- [WHAT IS ASKED]: Look for the string "index" in the lines and copy each line that has it.

- [MATERIAL PROVIDED]:
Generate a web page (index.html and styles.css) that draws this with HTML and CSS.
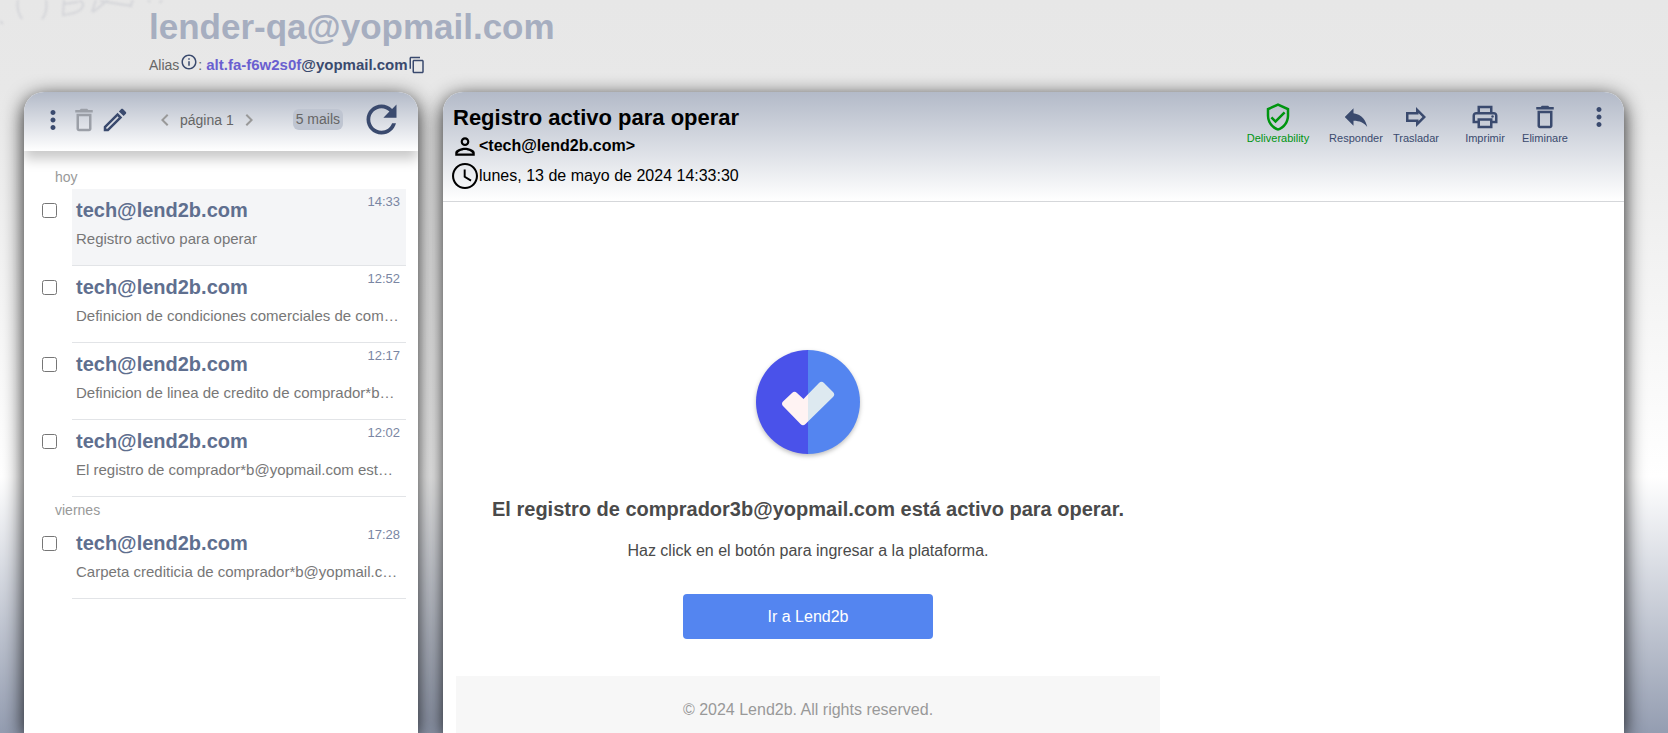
FILE: index.html
```
<!DOCTYPE html>
<html lang="es">

<head>
  <meta charset="UTF-8">
  <meta name="viewport" content="width=device-width, initial-scale=1.0">
  <title>Inbox</title>
  <link rel="stylesheet" href="styles.css">
</head>

<body>
  <svg class="swirl" viewBox="0 0 180 30" aria-hidden="true">
    <path d="M0 21l3 3M18 0q-2 10 4 19M46 0q2 12-4 19M64 0l-1 15q18-2 20-9 1-4-4-5M64 4l14-2M92 12l4-12M93 12L108 0M100 1l32 5M130 7l3-7M150 2l-2-2M160 3l2-3" />
  </svg>
  <header class="top">
    <h1 class="inboxName">lender-qa@yopmail.com</h1>
    <div class="alias">
      <span>Alias</span>
      <svg class="icon18 info" viewBox="0 0 24 24"><path d="M11 7h2v2h-2zm0 4h2v6h-2zm1-9C6.48 2 2 6.48 2 12s4.48 10 10 10 10-4.48 10-10S17.52 2 12 2zm0 18c-4.41 0-8-3.59-8-8s3.59-8 8-8 8 3.59 8 8-3.59 8-8 8z" /></svg>
      <span class="colon">:</span>
      <a class="aliasMail" href="#"><span class="aliasId">alt.fa-f6w2s0f</span>@yopmail.com</a>
      <button class="btn" type="button" aria-label="Copiar">
        <svg class="icon18" viewBox="0 0 24 24"><path d="M16 1H4c-1.1 0-2 .9-2 2v14h2V3h12V1zm3 4H8c-1.1 0-2 .9-2 2v14c0 1.1.9 2 2 2h11c1.1 0 2-.9 2-2V7c0-1.1-.9-2-2-2zm0 16H8V7h11v14z" /></svg>
      </button>
    </div>
  </header>

  <main class="panels">
    <section class="panel inbox">
      <div class="inboxBar">
        <div class="tools">
          <button class="btn" type="button" aria-label="Menú">
            <svg class="icon30" viewBox="0 0 24 24"><path d="M12 8c1.1 0 2-.9 2-2s-.9-2-2-2-2 .9-2 2 .9 2 2 2zm0 2c-1.1 0-2 .9-2 2s.9 2 2 2 2-.9 2-2-.9-2-2-2zm0 6c-1.1 0-2 .9-2 2s.9 2 2 2 2-.9 2-2-.9-2-2-2z" /></svg>
          </button>
          <button class="btn off" type="button" aria-label="Eliminar">
            <svg class="icon30" viewBox="0 0 24 24"><path d="M6 19c0 1.1.9 2 2 2h8c1.1 0 2-.9 2-2V7H6v12zM8 9h8v10H8V9zm7.5-5l-1-1h-5l-1 1H5v2h14V4h-3.5z" /></svg>
          </button>
          <button class="btn" type="button" aria-label="Escribir">
            <svg class="icon30" viewBox="0 0 24 24"><path d="M14.06 9.02l.92.92L5.92 19H5v-.92l9.06-9.06M17.66 3c-.25 0-.51.1-.7.29l-1.83 1.83 3.75 3.75 1.83-1.83c.39-.39.39-1.02 0-1.41l-2.34-2.34c-.2-.2-.45-.29-.71-.29zm-3.6 3.19L3 17.25V21h3.75L17.81 9.94l-3.75-3.75z" /></svg>
          </button>
        </div>
        <div class="pager">
          <button class="btn grey" type="button" aria-label="Anterior">
            <svg class="icon24" viewBox="0 0 24 24"><path d="M15.41 7.41L14 6l-6 6 6 6 1.41-1.41L10.83 12z" /></svg>
          </button>
          <span>página 1</span>
          <button class="btn grey" type="button" aria-label="Siguiente">
            <svg class="icon24" viewBox="0 0 24 24"><path d="M10 6L8.59 7.41 13.17 12l-4.58 4.59L10 18l6-6z" /></svg>
          </button>
        </div>
        <span class="count">5 mails</span>
        <button class="btn" type="button" aria-label="Actualizar">
          <svg class="icon45" viewBox="0 0 24 24"><path d="M17.65 6.35C16.2 4.9 14.21 4 12 4c-4.42 0-7.99 3.58-7.99 8s3.57 8 7.99 8c3.73 0 6.84-2.55 7.73-6h-2.08c-.82 2.33-3.04 4-5.65 4-3.31 0-6-2.69-6-6s2.69-6 6-6c1.66 0 3.14.69 4.22 1.78L13 11h7V4l-2.35 2.35z" /></svg>
        </button>
      </div>

      <div class="list">
        <div class="day">hoy</div>
        <div class="mail">
          <input type="checkbox" aria-label="Registro activo para operar">
          <a class="mailBody selected" href="#">
            <span class="time">14:33</span>
            <span class="from">tech@lend2b.com</span>
            <span class="subject">Registro activo para operar</span>
          </a>
        </div>
        <div class="mail">
          <input type="checkbox" aria-label="Definicion de condiciones comerciales">
          <a class="mailBody" href="#">
            <span class="time">12:52</span>
            <span class="from">tech@lend2b.com</span>
            <span class="subject">Definicion de condiciones comerciales de comprador*b@yopmail.com</span>
          </a>
        </div>
        <div class="mail">
          <input type="checkbox" aria-label="Definicion de linea de credito">
          <a class="mailBody" href="#">
            <span class="time">12:17</span>
            <span class="from">tech@lend2b.com</span>
            <span class="subject">Definicion de linea de credito de comprador*b@yopmail.com</span>
          </a>
        </div>
        <div class="mail">
          <input type="checkbox" aria-label="El registro de comprador">
          <a class="mailBody" href="#">
            <span class="time">12:02</span>
            <span class="from">tech@lend2b.com</span>
            <span class="subject">El registro de comprador*b@yopmail.com está activo</span>
          </a>
        </div>
        <div class="day">viernes</div>
        <div class="mail">
          <input type="checkbox" aria-label="Carpeta crediticia">
          <a class="mailBody" href="#">
            <span class="time">17:28</span>
            <span class="from">tech@lend2b.com</span>
            <span class="subject">Carpeta crediticia de comprador*b@yopmail.com</span>
          </a>
        </div>
      </div>
    </section>

    <section class="panel reader">
      <div class="readerBar">
        <div class="headers">
          <h2 class="title">Registro activo para operar</h2>
          <div class="line sender">
            <svg class="icon26" viewBox="0 0 24 24"><path d="M12 4C9.79 4 8 5.79 8 8s1.790 4 4 4 4-1.790 4-4-1.790-4-4-4zm0 6c-1.1 0-2-.9-2-2s.9-2 2-2 2 .9 2 2-.9 2-2 2zM12 13.5c-2.7 0-9 1.4-9 4.7V21h18v-2.8c0-3.300-6.300-4.7-9-4.7zM5 19c.2-1.200 3.600-3.400 7-3.400s6.800 2.200 7 3.400z" /></svg>
            <span>&lt;tech@lend2b.com&gt;</span>
          </div>
          <div class="line">
            <svg class="icon26" viewBox="2 2 20 20"><path d="M11.99 2C6.47 2 2 6.48 2 12s4.470 10 9.990 10C17.52 22 22 17.52 22 12S17.52 2 11.99 2zM12 20.400a8.400 8.400 0 1 1 0-16.800 8.400 8.400 0 0 1 0 16.800zM12.500 7H11v6l5.250 3.150.75-1.230-4.500-2.670z" /></svg>
            <span>lunes, 13 de mayo de 2024 14:33:30</span>
          </div>
        </div>
        <div class="actions">
          <button class="btn action green" type="button">
            <svg class="icon30" viewBox="0 0 24 24"><path d="M12 1L3 5v6c0 5.55 3.84 10.74 9 12 5.16-1.26 9-6.45 9-12V5l-9-4zm7 10c0 4.52-2.98 8.69-7 9.93-4.020-1.240-7-5.410-7-9.930V6.300l7-3.110 7 3.110V11zm-11.590.590L6 13l4 4 8-8-1.410-1.420L10 14.170z" /></svg>
            Deliverability
          </button>
          <div class="group">
            <button class="btn action" type="button">
              <svg class="icon30" viewBox="0 0 24 24"><path d="M10 9V5l-7 7 7 7v-4.100c5 0 8.500 1.600 11 5.100-1-5-4-10-11-11z" /></svg>
              Responder
            </button>
            <button class="btn action" type="button">
              <svg class="icon30" viewBox="0 0 24 24"><path d="M14 8.830L17.170 12 14 15.170V14H6v-4h8V8.830M12 4v4H4v8h8v4l8-8-8-8z" /></svg>
              Trasladar
            </button>
          </div>
          <div class="group">
            <button class="btn action" type="button">
              <svg class="icon30" viewBox="0 0 24 24"><path d="M19 8h-1V3H6v5H5c-1.660 0-3 1.340-3 3v6h4v4h12v-4h4v-6c0-1.660-1.340-3-3-3zM8 5h8v3H8V5zm8 12v2H8v-4h8v2zm2-2v-2H6v2H4v-4c0-.55.45-1 1-1h14c.55 0 1 .45 1 1v4h-2z" /><circle cx="18" cy="11.500" r="1" /></svg>
              Imprimir
            </button>
            <button class="btn action" type="button">
              <svg class="icon30" viewBox="0 0 24 24"><path d="M6 19c0 1.1.9 2 2 2h8c1.1 0 2-.9 2-2V7H6v12zM8 9h8v10H8V9zm7.5-5l-1-1h-5l-1 1H5v2h14V4h-3.5z" /></svg>
              Eliminare
            </button>
          </div>
          <button class="btn" type="button" aria-label="Más">
            <svg class="icon30" viewBox="0 0 24 24"><path d="M12 8c1.1 0 2-.9 2-2s-.9-2-2-2-2 .9-2 2 .9 2 2 2zm0 2c-1.1 0-2 .9-2 2s.9 2 2 2 2-.9 2-2-.9-2-2-2zm0 6c-1.1 0-2 .9-2 2s.9 2 2 2 2-.9 2-2-.9-2-2-2z" /></svg>
          </button>
        </div>
      </div>

      <article class="letter">
        <svg class="logo" viewBox="0 0 104 104" role="img" aria-label="Lend2b">
          <clipPath id="leftHalf"><path d="M0 0h52v104H0z" /></clipPath>
          <clipPath id="rightHalf"><path d="M52 0h52v104H52z" /></clipPath>
          <g clip-path="url(#leftHalf)">
            <circle cx="52" cy="52" r="52" fill="#4a52ea" />
            <path d="M36 43Q38.500 40.500 41 43L47.500 49 63 33Q65.500 30.500 68 33L77 42Q79.500 44.500 77 47L49.500 74Q47 76.500 44.500 74L27 56Q25 53.500 27 51.500Z" fill="#fff3f3" />
          </g>
          <g clip-path="url(#rightHalf)">
            <circle cx="52" cy="52" r="52" fill="#5485f0" />
            <path d="M36 43Q38.500 40.500 41 43L47.500 49 63 33Q65.500 30.500 68 33L77 42Q79.500 44.500 77 47L49.500 74Q47 76.500 44.500 74L27 56Q25 53.500 27 51.500Z" fill="#dde9f0" />
          </g>
        </svg>
        <h3 class="letterTitle">El registro de comprador3b@yopmail.com está activo para operar.</h3>
        <p class="letterText">Haz click en el botón para ingresar a la plataforma.</p>
        <a class="letterLink" href="#">Ir a Lend2b</a>
        <footer class="letterFooter">© 2024 Lend2b. All rights reserved.</footer>
      </article>
    </section>
  </main>
</body>

</html>
```
FILE: styles.css
```
* {
  box-sizing: border-box;
}
body {
  display: flex;
  flex-direction: column;
  margin: 0;
  height: 100vh;
  overflow: hidden;
  font-family: "Liberation Sans", Arial, sans-serif;
  color: #666;
  background: linear-gradient(#e7e7e7 0, #e8e8e8 12%, #fff 65%, #949db1 100%);
}
h1,
h2,
h3,
p {
  margin: 0;
}
a {
  color: inherit;
  text-decoration: none;
}
svg {
  display: block;
  flex: none;
  fill: currentColor;
}
.icon18 {
  width: 18px;
  height: 18px;
}
.icon24 {
  width: 24px;
  height: 24px;
}
.icon26 {
  width: 26px;
  height: 26px;
}
.icon30 {
  width: 30px;
  height: 30px;
}
.icon45 {
  width: 45px;
  height: 45px;
}
.btn {
  padding: 0;
  border: 0;
  background: none;
  font: inherit;
  color: #3a4a6e;
  cursor: pointer;
}
.btn.off {
  color: #9b9fa7;
}
.btn.grey {
  color: #999;
}

/* top */
.swirl {
  position: absolute;
  top: 0;
  left: 0;
  width: 180px;
  height: 30px;
  fill: none;
  stroke: #d4d5d9;
  stroke-width: 2;
  filter: blur(1px);
}
.top {
  padding: 7px 0 0 149px;
  height: 92px;
}
.inboxName {
  font-size: 35px;
  line-height: 40px;
  color: #a6aec0;
}
.alias {
  display: flex;
  align-items: center;
  margin-top: 6px;
  font-size: 14px;
  line-height: 20px;
}
.info {
  margin: 0 0 6px 1px;
  color: #3a4a6e;
}
.colon {
  margin-right: 4px;
}
.aliasMail {
  font-size: 15px;
  font-weight: bold;
  color: #3a4a6e;
}
.aliasId {
  color: #6a5fd0;
}

/* panels */
.panels {
  display: flex;
  flex: 1;
  gap: 25px;
  min-height: 0;
  padding: 0 44px 0 24px;
}
.panel {
  background: #fff;
  border-radius: 20px 20px 0 0;
  box-shadow: 0 5px 20px rgba(0, 0, 0, .9);
  overflow: hidden;
}
.inbox {
  flex: none;
  width: 394px;
}
.inboxBar {
  display: flex;
  align-items: center;
  padding: 0 14px 4px;
  height: 59px;
  font-size: 14px;
  background: linear-gradient(#b3bac8, #fff);
  box-shadow: 0 8px 12px rgba(0, 0, 0, .22);
}
.tools,
.pager {
  display: flex;
  align-items: center;
}
.tools {
  gap: 1px;
}
.pager {
  gap: 3px;
  margin: 0 auto 0 23px;
}
.count {
  margin-right: 16px;
  padding: 2px 3px;
  line-height: 17px;
  border-radius: 6px;
  background: #bfc5d1;
}
.list {
  padding: 15px 12px 0 16px;
}
.day {
  padding-left: 15px;
  font-size: 14px;
  line-height: 23px;
  color: #999;
}
.mail + .day {
  padding-top: 2px;
}
.mail {
  display: flex;
  align-items: flex-start;
  gap: 15px;
}
.mail input {
  flex: none;
  margin: 14px 0 0 2px;
  width: 15px;
  height: 15px;
}
.mailBody {
  flex: 1;
  min-width: 0;
  height: 77px;
  padding: 5px 6px 0 4px;
  border-bottom: 1px solid #e2e4e7;
}
.mailBody.selected {
  background: #f4f5f7;
}
.time {
  float: right;
  font-size: 13px;
  line-height: 15px;
  color: #7a86a3;
}
.from {
  display: block;
  padding-top: 4px;
  font-size: 20px;
  font-weight: bold;
  line-height: 25px;
  color: #5f6f8f;
}
.subject {
  display: block;
  margin-top: 5px;
  overflow: hidden;
  font-size: 15px;
  line-height: 21px;
  color: #777;
  text-overflow: ellipsis;
  white-space: nowrap;
}

/* reader */
.reader {
  flex: 1;
  min-width: 0;
}
.readerBar {
  display: flex;
  justify-content: space-between;
  height: 110px;
  border-bottom: 1px solid #d5d7da;
  background: linear-gradient(#b3bac8, #fff);
}
.headers {
  padding: 12px 0 0 9px;
  color: #000;
}
.title {
  padding-left: 1px;
  font-size: 22px;
  line-height: 27px;
}
.line {
  display: flex;
  align-items: center;
  gap: 1px;
  height: 30px;
  font-size: 16px;
}
.sender {
  font-weight: bold;
}
.actions {
  display: flex;
  align-items: flex-start;
  gap: 9px;
  padding: 10px 10px 0 0;
}
.group {
  display: flex;
}
.action {
  display: flex;
  flex-direction: column;
  align-items: center;
  width: 60px;
  font-size: 11px;
  line-height: 13px;
}
.action.green {
  width: 64px;
  margin-right: 7px;
  color: #009510;
}

/* letter */
.letter {
  display: flex;
  flex-direction: column;
  align-items: center;
  max-width: 704px;
  margin-left: 13px;
  padding-top: 148px;
  color: #4a4a4a;
}
.logo {
  width: 104px;
  height: 104px;
  filter: drop-shadow(0 2px 2px rgba(0, 0, 0, .25));
}
.letterTitle {
  margin-top: 43px;
  font-size: 20px;
  line-height: 24px;
}
.letterText {
  margin-top: 20px;
  font-size: 16px;
  line-height: 20px;
}
.letterLink {
  width: 250px;
  margin-top: 33px;
  font-size: 16px;
  line-height: 45px;
  text-align: center;
  color: #fff;
  border-radius: 4px;
  background: #5485f0;
}
.letterFooter {
  width: 100%;
  margin-top: 37px;
  padding: 24px 0;
  font-size: 16px;
  line-height: 20px;
  text-align: center;
  color: #999;
  background: #f7f7f7;
}
```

- [WORKED ANSWER]:
Generate a web page (index.html and styles.css) that draws this with HTML and CSS.
FILE: index.html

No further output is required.